What Is the H-1B Visa?

The H-1B is a nonimmigrant employer-sponsored work visa that allows U.S. companies and other employers to temporarily employ foreign professionals in specialty occupations. 

Per USCIS, a specialty occupation requires the theoretical and practical application of a body of highly specialized knowledge and a bachelor's degree or higher in a directly related specific specialty as the minimum for entry into the occupation.

The H-1B is the most widely used employment-based work visa in the United States and serves as the primary pathway for employers hiring skilled foreign professionals in technology, engineering, finance, life sciences, architecture, accounting, and other degree-intensive fields.

The visa is employer-sponsored. The employer, not the employee, files the petition. The employee is the beneficiary. The employer bears legal responsibility for prevailing wage compliance, working condition attestations, and the accuracy of the petition.

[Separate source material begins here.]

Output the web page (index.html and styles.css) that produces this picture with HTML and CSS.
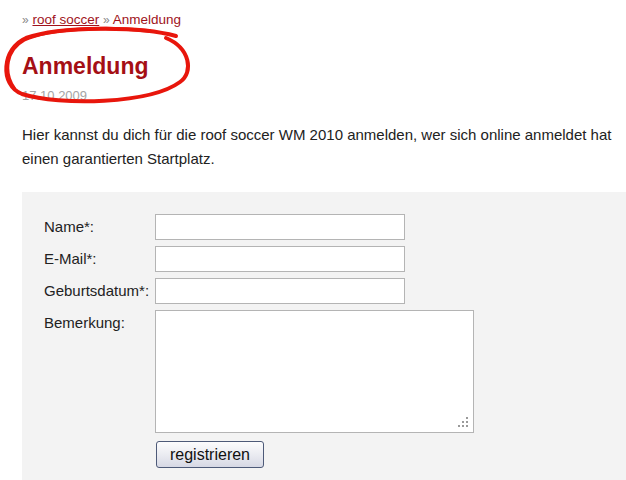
FILE: index.html
```html
<!DOCTYPE html>
<html lang="de">
<head>
  <meta charset="UTF-8">
  <title>Anmeldung - roof soccer</title>
  <link rel="stylesheet" href="styles.css">
</head>
<body>
  <div class="page">
    <!-- Brotkrumen -->
    <div class="crumbs">
      <span class="sep">&raquo;</span> <a href="#">roof soccer</a>
      <span class="sep">&raquo;</span> <span class="cur">Anmeldung</span>
    </div>

    <div class="head">
      <h1>Anmeldung</h1>
      <div class="date">17.10.2009</div>
      <!-- roter Kreis um den Titel -->
      <svg class="circle" width="200" height="84" viewBox="0 0 200 84">
        <path d="M176,10 C140,0 60,0 26,12 C2,22 -1,59 22,68 C60,80 150,78 180,56 C194,46 190,22 166,12"
              fill="none" stroke="#e8160c" stroke-width="4" stroke-linecap="round"/>
        <path d="M150,5 C110,0 50,2 24,14 C6,24 3,46 14,62"
              fill="none" stroke="#e8160c" stroke-width="3.5" stroke-linecap="round"/>
      </svg>
    </div>

    <p class="intro">Hier kannst du dich für die roof soccer WM 2010 anmelden, wer sich online anmeldet hat einen garantierten Startplatz.</p>

    <form class="signup">
      <label for="name">Name*:</label>
      <input type="text" id="name">
      <label for="mail">E-Mail*:</label>
      <input type="text" id="mail">
      <label for="geb">Geburtsdatum*:</label>
      <input type="text" id="geb">
      <label for="bem">Bemerkung:</label>
      <div class="area"><textarea id="bem"></textarea></div>
      <span></span>
      <div><button type="button">registrieren</button></div>
    </form>
  </div>
</body>
</html>
```

FILE: styles.css
```css
* { box-sizing: border-box; }
body {
  margin: 0;
  font-family: 'Liberation Sans', Arial, sans-serif;
  font-size: 15px;
  color: #222;
  background: #fff;
  overflow: hidden;
}
.page {
  padding: 12px 0 0 22px;
}
.crumbs {
  font-size: 13.5px;
  color: #a0131b;
  line-height: 16px;
}
.crumbs a {
  color: #a0131b;
}
.crumbs .sep {
  color: #888;
  font-size: 12px;
}
.head {
  position: relative;
  margin-top: 24px;
}
h1 {
  margin: 0;
  font-size: 23px;
  line-height: 28px;
  color: #a50f15;
  font-weight: bold;
}
.date {
  font-size: 13px;
  color: #a5a5a5;
  margin-top: 8px;
  line-height: 16px;
}
.circle {
  position: absolute;
  left: -22px;
  top: -26px;
}
.intro {
  margin: 19px 0 0;
  line-height: 24px;
  padding-right: 10px;
}
.signup {
  margin-top: 21px;
  background: #f3f3f3;
  padding: 22px 0 40px 22px;
  display: grid;
  grid-template-columns: 111px 1fr;
  row-gap: 6px;
}
.signup label {
  padding-top: 5px;
  line-height: 16px;
}
.signup input {
  width: 250px;
  height: 26px;
  border: 1px solid #b4b4b4;
  background: #fff;
  margin: 0;
}
.area {
  position: relative;
  width: 319px;
  height: 123px;
}
.area textarea {
  display: block;
  width: 319px;
  height: 123px;
  border: 1px solid #b4b4b4;
  background: #fff;
  margin: 0;
  resize: none;
}
/* Griff unten rechts */
.area::after {
  content: "";
  position: absolute;
  right: 6px;
  bottom: 6px;
  width: 2px;
  height: 2px;
  background: #9a9a9a;
  box-shadow: -4px 0 #9a9a9a, -8px 0 #9a9a9a, 0 -4px #9a9a9a, -4px -4px #9a9a9a, 0 -8px #9a9a9a;
}
.signup button {
  margin: 2px 0 0 1px;
  width: 108px;
  height: 27px;
  font-family: 'Liberation Sans', Arial, sans-serif;
  font-size: 16px;
  color: #111;
  border: 1px solid #4d5a78;
  border-radius: 3px;
  background: linear-gradient(#fcfcfd, #e9eaf0 55%, #d6d8e4);
}
```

Specialty Occupation: The Core Eligibility Standard

The most fundamental requirement is that the position itself qualifies as a specialty occupation. A role meets this standard if it satisfies at least one of four statutory criteria:

  • A bachelor's degree or higher in a specific specialty is normally the minimum requirement for entry into the position

  • The degree requirement is common to the industry in parallel positions among similar organizations, or the position is so complex or unique that it can only be performed by someone with a degree

  • The employer normally requires a degree or its equivalent for the position

  • The nature of the specific duties is so specialized and complex that the knowledge required is usually associated with the attainment of a bachelor's or higher degree

The beneficiary must also hold the required degree. A U.S. bachelor's degree in the relevant specialty, a foreign equivalent evaluated by a credential evaluation agency, or a combination of education and progressive work experience equivalent to the degree may all satisfy this requirement.

USCIS has tightened specialty occupation scrutiny in recent years. Common RFE triggers include: 

  • Positions described too broadly to establish specialty requirements

  • Roles where the employer's own job postings list a degree as preferred rather than required

  • Cases where the beneficiary's degree does not directly relate to the specialty required for the position


The Annual Cap and the Lottery

Cap Structure

The H-1B program is subject to an annual numerical limit set by Congress. Each fiscal year (October 1 through September 30), USCIS may approve up to:

  • 65,000 petitions under the regular cap for all eligible beneficiaries

  • 20,000 additional petitions under the advanced degree exemption (the "master's cap") for beneficiaries holding a qualifying U.S. master's degree or higher from an accredited U.S. institution

Beneficiaries with a qualifying U.S. master's degree are first entered into the master's cap pool. If not selected there, the same registration automatically carries over into the regular cap. This two-stage process gives master's degree holders a meaningful statistical advantage over those in the regular cap only.

Cap-Exempt Employers

Certain employers and employment situations are not subject to the annual cap and may file H-1B petitions at any time of year, without lottery participation:

  • Institutions of higher education

  • Nonprofit entities related to or affiliated with an institution of higher education

  • Nonprofit research organizations

  • Government research organizations

  • Petitions for beneficiaries who have previously been counted against the cap and still have H-1B time remaining

Cap-exempt status is determined by the employer, not the position. A software engineer working at a university research lab is cap-exempt; the same engineer at a for-profit tech company is cap-subject.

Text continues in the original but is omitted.